The authors of the paper claim that Proposition 37 would set a “zero tolerance” threshold for accidental contamination of GM material. The authors write that Proposition 37 would “apply the strictest threshold level for unintentional traces of GM ingredients of any international mandatory labeling scheme, including that of the European Union (EU) where the threshold is 0.9% for adventitious (accidental) presence of GM. The California initiative would implement a zero-tolerance policy for accidental presence of small amounts of GM substances, even if the U.S. government has approved the GM material for human consumption.”
The authors go on to say that “It will be impossible for farmers and the food industry to comply with such an impractical tolerance standard.”
Not a zero tolerance policy
The reality is that Proposition 37 does not establish a zero tolerance policy. Proposition 37 is a process-based standard and not one based on end-product testing as most GM food labeling regulations are in other nations. Therefore if a farmer or food manufacturers does not intentionally use GM seed or ingredients—if they source non-GMO alternatives—and can provide documentation showing this, then the resulting food product would not have to be labeled even if there is accidental GMO contamination during production of that product.

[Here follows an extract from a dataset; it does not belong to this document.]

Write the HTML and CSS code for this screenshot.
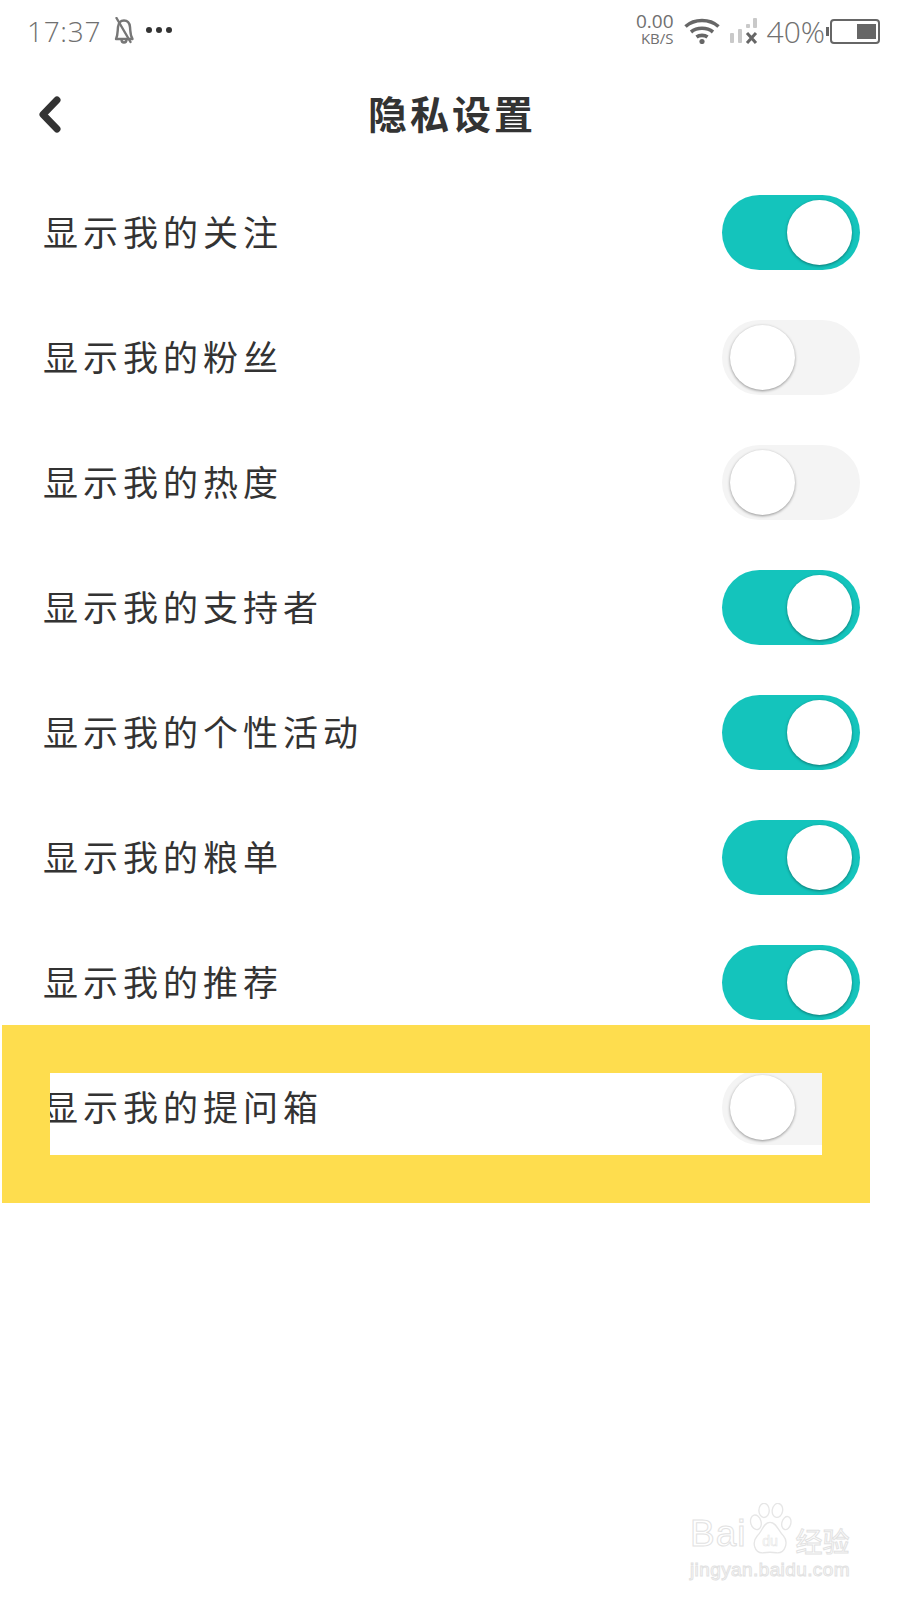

Under a zero tolerance policy, a farmer or processor could take steps to source non-GMO seed or ingredients, but if there is accidental GMO contamination that product would have to be labeled.
Authors of the UC-Davis paper are also wrong when they state that verified non-GM labeled foods “will virtually disappear from food stores” because of the zero tolerance criterion.
In reality, companies whose products verified with the Non-GMO Project would be exempt from GM food labeling because they would have documentation showing that they sourced non-GMO seed and ingredients and took steps to prevent GMO contamination.